【学者/軍事研究】香山リカ「私の耳にどこかから『スリラー』のゾンビの高笑いが聴こえてきて思わず身を固くしてしまった」

マイケル・ジャクソンの名曲『スリラー』のミュージックビデオを覚えているだろうか。

 墓から復活してきたゾンビたちがダンスを踊り出し、デート中の女性を恐怖に陥れる。近くの空き家に逃げ込んだ女性の肩をつかんだのは、ゾンビではなくて恋人のマイケル・ジャクソン。しかし、ほっとしてすがりつく彼女を抱きかかえたマイケルがこちらを振り向くと、その目がキラリと光り、彼もゾンビであることがわかる。どこからともなく聴こえる、「アーハッハッ」という高笑い……。

 4月14日、日本学術会議の総会(4月13日~15日)の傍聴席にいた私は、所用のため「軍事的安全保障技術研究に関する声明」の報告が始まったところで議場を離れなければならなかった。ただ、声明は3月の同会議の幹事会ですでに採択されているので、覆されることは事実上、不可能だ。

 それでも心配になり、総会が終わった頃合いを見て、傍聴を続けていた「武器輸出反対ネットワーク」の杉原浩司氏に外から電話をかけた。

 その話によると、まず報告を行った同会議の「安全保障と学術に関する検討委員会」(以下「検討委員会」)の杉田敦委員長(法政大学教授、政治学)は、委員会での審議の経過を述べ、声明について解説し、「結論として、防衛省の安全保障技術研究推進制度を受け入れよと言えるものではない」と明言したという。
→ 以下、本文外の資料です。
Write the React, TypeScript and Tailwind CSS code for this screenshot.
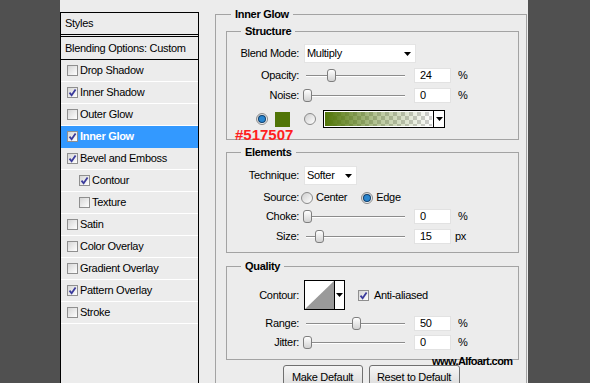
import React from "react";

function Check({ on }: { on: boolean }) {
  return (
    <span className="flex h-[11px] w-[11px] shrink-0 items-center justify-center border border-[#8f8f8f] bg-linear-to-br from-[#d6d6d6] to-white">
      {on && (
        <svg width="9" height="9" viewBox="0 0 9 9">
          <path d="M1.5 4.6 L3.6 7.2 L7.6 1.4" fill="none" stroke="#3b3b9c" strokeWidth="1.8" />
        </svg>
      )}
    </span>
  );
}

function Radio({ on }: { on: boolean }) {
  return (
    <span className="flex h-[12px] w-[12px] shrink-0 items-center justify-center rounded-full border border-[#8a8a8a] bg-linear-to-br from-[#cfcfcf] to-white">
      {on && <span className="h-[6px] w-[6px] rounded-full bg-[#2a86cf] ring-1 ring-[#0d3f6e]" />}
    </span>
  );
}

function Arrow() {
  return (
    <svg width="7" height="4" viewBox="0 0 7 4">
      <path d="M0 0h7L3.5 4z" fill="#000" />
    </svg>
  );
}

function Slider({ pos }: { pos: number }) {
  return (
    <div className="relative h-[15px] w-[104px]">
      <div className="absolute left-[2px] right-[3px] top-[7px] h-[2px] border-t border-b border-t-[#8c8c8c] border-b-white" />
      <div
        className="absolute top-[1px] h-[13px] w-[9px] rounded-[3px] border border-[#7e7e7e] bg-linear-to-b from-white to-[#d2d2d2]"
        style={{ left: pos - 4 }}
      />
    </div>
  );
}

function Field({ value }: { value: string }) {
  return (
    <div className="ml-[6px] flex h-[15px] w-[37px] items-center border border-[#e2e2e2] bg-white pl-[5px] leading-none">
      {value}
    </div>
  );
}

function Label({ children }: { children: React.ReactNode }) {
  return <div className="w-[72px] shrink-0 text-right leading-none">{children}</div>;
}

function SliderRow({ label, pos, value, unit, cls }: { label: string; pos: number; value: string; unit: string; cls: string }) {
  return (
    <div className={`flex h-[15px] items-center ${cls}`}>
      <Label>{label}</Label>
      <div className="ml-[5px] flex items-center">
        <Slider pos={pos} />
        <Field value={value} />
        <span className={`leading-none ${unit === "px" ? "ml-[4px]" : "ml-[7px]"}`}>{unit}</span>
      </div>
    </div>
  );
}

const styles = [
  { label: "Drop Shadow", on: false },
  { label: "Inner Shadow", on: true },
  { label: "Outer Glow", on: false },
  { label: "Inner Glow", on: true, active: true },
  { label: "Bevel and Emboss", on: true },
  { label: "Contour", on: true, indent: true },
  { label: "Texture", on: false, indent: true },
  { label: "Satin", on: false },
  { label: "Color Overlay", on: false },
  { label: "Gradient Overlay", on: false },
  { label: "Pattern Overlay", on: true },
  { label: "Stroke", on: false },
];

function Legend({ children, ml }: { children: React.ReactNode; ml: string }) {
  return <legend className={`${ml} px-[4px] text-[11px] font-bold leading-[14px]`}>{children}</legend>;
}

export default function App() {
  return (
    <div className="relative flex h-[383px] w-[590px] overflow-hidden bg-[#505050] font-['Liberation_Sans',Arial,sans-serif] text-[11px] tracking-[-0.3px] text-black">
      <div className="ml-[60px] flex h-full w-[468px] bg-[#ececec]">
        {/* Styles list */}
        <div className="mt-[12px] flex h-[371px] w-[139px] shrink-0 flex-col border-x border-t border-black">
          <div className="flex h-[24px] items-center border-b-[3px] border-double border-black pl-[4px] pb-[1px]">Styles</div>
          <div className="flex h-[23px] items-center border-b border-black pl-[4px]">Blending Options: Custom</div>
          {styles.map((s) => (
            <div
              key={s.label}
              className={`flex h-[22px] items-center gap-[2px] border-b ${s.indent ? "pl-[18px]" : "pl-[6px]"} ${
                s.active ? "border-[#3399ff] bg-[#3399ff] font-bold text-white" : "border-white"
              }`}
            >
              <Check on={s.on} />
              <span>{s.label}</span>
            </div>
          ))}
          <div className="flex-1" />
        </div>

        {/* Right panel */}
        <div className="flex-1">
          <fieldset className="ml-[16px] mt-[7px] w-[312px] border border-[#a3a3a3] pb-[20px]">
            <Legend ml="ml-[15px]">Inner Glow</Legend>

            {/* Structure */}
            <fieldset className="ml-[10px] mt-[3px] w-[293px] border border-[#a3a3a3]">
              <Legend ml="ml-[14px]">Structure</Legend>
              <div className="pb-[11px] pt-[6px]">
                <div className="flex h-[19px] items-center">
                  <Label>Blend Mode:</Label>
                  <div className="ml-[5px] flex h-[19px] w-[112px] items-center justify-between border border-[#e4e4e4] bg-white pl-[2px] pr-[4px]">
                    <span>Multiply</span>
                    <Arrow />
                  </div>
                </div>
                <SliderRow label="Opacity:" pos={27} value="24" unit="%" cls="mt-[5px]" />
                <SliderRow label="Noise:" pos={3} value="0" unit="%" cls="mt-[5px]" />
                <div className="mt-[7px] flex h-[18px] items-center pl-[29px]">
                  <Radio on />
                  <div className="ml-[7px] h-[15px] w-[15px] bg-[#517507]" />
                  <div className="ml-[14px]">
                    <Radio on={false} />
                  </div>
                  <div className="ml-[7px] flex h-[18px] w-[122px] border border-black">
                    <div className="flex-1 border border-white bg-[repeating-conic-gradient(#cfcfcf_0_25%,#ffffff_0_50%)] [background-size:8px_8px]">
                      <div className="h-full w-full bg-linear-to-r from-[#517507] via-[#517507]/40 to-transparent" />
                    </div>
                    <div className="flex w-[11px] items-center justify-center border-l border-black bg-white">
                      <Arrow />
                    </div>
                  </div>
                </div>
              </div>
            </fieldset>

            {/* Elements */}
            <fieldset className="ml-[10px] mt-[5px] w-[293px] border border-[#a3a3a3]">
              <Legend ml="ml-[14px]">Elements</Legend>
              <div className="pb-[8px] pt-[7px]">
                <div className="flex h-[19px] items-center">
                  <Label>Technique:</Label>
                  <div className="ml-[5px] flex h-[19px] w-[53px] items-center justify-between border border-[#e4e4e4] bg-white pl-[2px] pr-[4px]">
                    <span>Softer</span>
                    <Arrow />
                  </div>
                </div>
                <div className="mt-[6px] flex h-[13px] items-center">
                  <Label>Source:</Label>
                  <div className="ml-[2px] flex items-center">
                    <Radio on={false} />
                    <span className="ml-[3px] leading-none">Center</span>
                    <div className="ml-[14px]">
                      <Radio on />
                    </div>
                    <span className="ml-[3px] leading-none">Edge</span>
                  </div>
                </div>
                <SliderRow label="Choke:" pos={3} value="0" unit="%" cls="mt-[5px]" />
                <SliderRow label="Size:" pos={15} value="15" unit="px" cls="mt-[5px]" />
              </div>
            </fieldset>

            {/* Quality */}
            <fieldset className="ml-[10px] mt-[6px] w-[293px] border border-[#a3a3a3]">
              <Legend ml="ml-[14px]">Quality</Legend>
              <div className="pb-[9px] pt-[7px]">
                <div className="flex h-[30px] items-center">
                  <Label>Contour:</Label>
                  <div className="ml-[5px] flex h-[30px] w-[41px] border border-black bg-white">
                    <svg width="29" height="28" viewBox="0 0 29 28" className="shrink-0">
                      <path d="M0 28 L29 0 L29 28 Z" fill="#9a9a9a" />
                    </svg>
                    <div className="flex flex-1 items-center justify-center border-l border-black">
                      <Arrow />
                    </div>
                  </div>
                  <div className="ml-[13px]">
                    <Check on />
                  </div>
                  <span className="ml-[5px] leading-none">Anti-aliased</span>
                </div>
                <SliderRow label="Range:" pos={52} value="50" unit="%" cls="mt-[6px]" />
                <SliderRow label="Jitter:" pos={3} value="0" unit="%" cls="mt-[4px]" />
              </div>
            </fieldset>

            <div className="mt-[5px] flex justify-center gap-[6px]">
              <button className="h-[24px] w-[80px] rounded-[3px] border border-[#707070] bg-linear-to-b from-[#f6f6f6] to-[#d9d9d9] text-[11px] tracking-[-0.3px]">
                Make Default
              </button>
              <button className="h-[24px] w-[91px] rounded-[3px] border border-[#707070] bg-linear-to-b from-[#f6f6f6] to-[#d9d9d9] text-[11px] tracking-[-0.3px]">
                Reset to Default
              </button>
            </div>
          </fieldset>
        </div>
      </div>

      <div className="absolute left-[235px] top-[127px] text-[15px] font-bold leading-[15px] tracking-normal text-[#ff1f1f]">#517507</div>
      <div className="absolute left-[432px] top-[355px] text-[11px] font-bold leading-[13px] tracking-[-0.6px] text-black">
        www.Alfoart.com
      </div>
    </div>
  );
}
その後の意見交換でも、批判がひとりから、ほかは評価する意見が6人から出て、危惧された紛糾などもなく、そのパートは終わったのだそうだ。

 それを聞いて、私はほっと胸をなで下ろした。

 しかし、私の耳にどこかからあの『スリラー』のラストの〝ゾンビの高笑い〟が聴こえてきて、スマホを握ったまま思わず身を固くしてしまったのである。